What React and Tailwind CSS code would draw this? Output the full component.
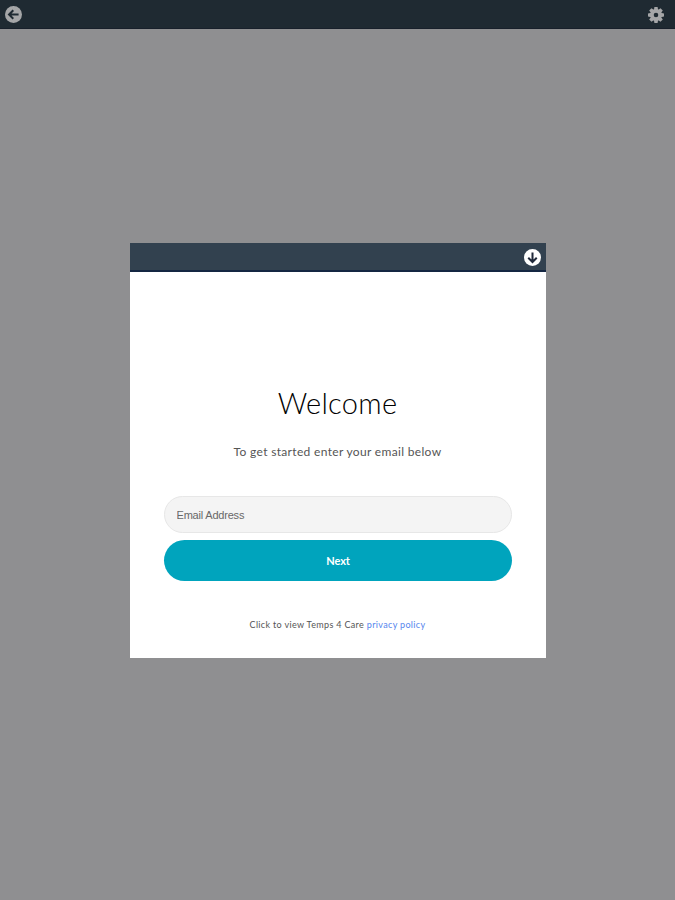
function ArrowBadge({ className, fill, ink }) {
  return (
    <svg viewBox="0 0 16 16" className={className} aria-hidden="true">
      <circle cx="8" cy="8" r="8" fill={fill} />
      <path d="M8 3.2v9M4 8.2l4 4 4-4" fill="none" stroke={ink} strokeWidth="1.9" />
    </svg>
  );
}

function Gear() {
  const teeth = [0, 45, 90, 135, 180, 225, 270, 315];
  return (
    <svg viewBox="-8 -8 16 16" className="h-4 w-4" aria-hidden="true">
      {teeth.map((angle) => (
        <path key={angle} d="M-2.2-4.5-1.6-8h3.2l.6 3.5z" fill="#a5a6a8" transform={`rotate(${angle})`} />
      ))}
      <circle r="4.1" fill="none" stroke="#a5a6a8" strokeWidth="3.6" />
    </svg>
  );
}

export default function App() {
  return (
    <div className="flex h-[900px] w-[675px] flex-col bg-[#8f8f91] font-['Lato','Open_Sans',sans-serif]">
      <header className="flex h-[29px] shrink-0 items-center justify-between border-b border-[#18202b] bg-[#1f2a32] pl-[5px] pr-[11px] pt-px">
        <button aria-label="Back">
          <ArrowBadge className="h-[17px] w-[17px] rotate-90" fill="#a5a6a8" ink="#1f2a32" />
        </button>
        <button aria-label="Settings">
          <Gear />
        </button>
      </header>
      <main className="mx-auto mt-[214px] flex h-[415px] w-[416px] flex-col bg-white">
        <div className="flex h-[29px] shrink-0 items-center justify-end border-b-2 border-[#142642] bg-[#32414f] pr-[5px] pt-px">
          <button aria-label="Collapse">
            <ArrowBadge className="h-[17px] w-[17px]" fill="#ffffff" ink="#20293a" />
          </button>
        </div>
        <div className="flex flex-col items-center px-[34px] pt-[111px]">
          <h1 className="h-10 whitespace-nowrap text-[29px] leading-10 font-light tracking-[0.3px] text-black">Welcome</h1>
          <p className="mt-[19px] h-5 whitespace-nowrap text-[12px] leading-5 tracking-[0.33px] text-[#555]">
            To get started enter your email below
          </p>
          <input
            aria-label="Email Address"
            placeholder="Email Address"
            className="mt-[34px] h-[37px] w-full rounded-full border border-[#e7e7e7] bg-[#f4f4f4] px-3 font-['Liberation_Sans',sans-serif] text-[11px] tracking-[-0.2px] placeholder:text-[#686868]"
          />
          <button className="mt-[7px] h-[41px] w-full rounded-full bg-[#00a4bd] pt-px pl-px text-[11px] font-bold tracking-[-0.1px] text-white">
            Next
          </button>
          <p className="mt-[34px] whitespace-nowrap text-[9px] leading-5 tracking-[0.34px] text-[#555]">
            Click to view Temps 4 Care <a className="text-[#5485ee]">privacy policy</a>
          </p>
        </div>
      </main>
    </div>
  );
}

════

**Goal**: Transcribe the whole listing, character for character, but not its images.

**Full solution**:
What React and Tailwind CSS code would draw this? Output the full component.
function ArrowBadge({ className, fill, ink }) {
  return (
    <svg viewBox="0 0 16 16" className={className} aria-hidden="true">
      <circle cx="8" cy="8" r="8" fill={fill} />
      <path d="M8 3.2v9M4 8.2l4 4 4-4" fill="none" stroke={ink} strokeWidth="1.9" />
    </svg>
  );
}

function Gear() {
  const teeth = [0, 45, 90, 135, 180, 225, 270, 315];
  return (
    <svg viewBox="-8 -8 16 16" className="h-4 w-4" aria-hidden="true">
      {teeth.map((angle) => (
        <path key={angle} d="M-2.2-4.5-1.6-8h3.2l.6 3.5z" fill="#a5a6a8" transform={`rotate(${angle})`} />
      ))}
      <circle r="4.1" fill="none" stroke="#a5a6a8" strokeWidth="3.6" />
    </svg>
  );
}

export default function App() {
  return (
    <div className="flex h-[900px] w-[675px] flex-col bg-[#8f8f91] font-['Lato','Open_Sans',sans-serif]">
      <header className="flex h-[29px] shrink-0 items-center justify-between border-b border-[#18202b] bg-[#1f2a32] pl-[5px] pr-[11px] pt-px">
        <button aria-label="Back">
          <ArrowBadge className="h-[17px] w-[17px] rotate-90" fill="#a5a6a8" ink="#1f2a32" />
        </button>
        <button aria-label="Settings">
          <Gear />
        </button>
      </header>
      <main className="mx-auto mt-[214px] flex h-[415px] w-[416px] flex-col bg-white">
        <div className="flex h-[29px] shrink-0 items-center justify-end border-b-2 border-[#142642] bg-[#32414f] pr-[5px] pt-px">
          <button aria-label="Collapse">
            <ArrowBadge className="h-[17px] w-[17px]" fill="#ffffff" ink="#20293a" />
          </button>
        </div>
        <div className="flex flex-col items-center px-[34px] pt-[111px]">
          <h1 className="h-10 whitespace-nowrap text-[29px] leading-10 font-light tracking-[0.3px] text-black">Welcome</h1>
          <p className="mt-[19px] h-5 whitespace-nowrap text-[12px] leading-5 tracking-[0.33px] text-[#555]">
            To get started enter your email below
          </p>
          <input
            aria-label="Email Address"
            placeholder="Email Address"
            className="mt-[34px] h-[37px] w-full rounded-full border border-[#e7e7e7] bg-[#f4f4f4] px-3 font-['Liberation_Sans',sans-serif] text-[11px] tracking-[-0.2px] placeholder:text-[#686868]"
          />
          <button className="mt-[7px] h-[41px] w-full rounded-full bg-[#00a4bd] pt-px pl-px text-[11px] font-bold tracking-[-0.1px] text-white">
            Next
          </button>
          <p className="mt-[34px] whitespace-nowrap text-[9px] leading-5 tracking-[0.34px] text-[#555]">
            Click to view Temps 4 Care <a className="text-[#5485ee]">privacy policy</a>
          </p>
        </div>
      </main>
    </div>
  );
}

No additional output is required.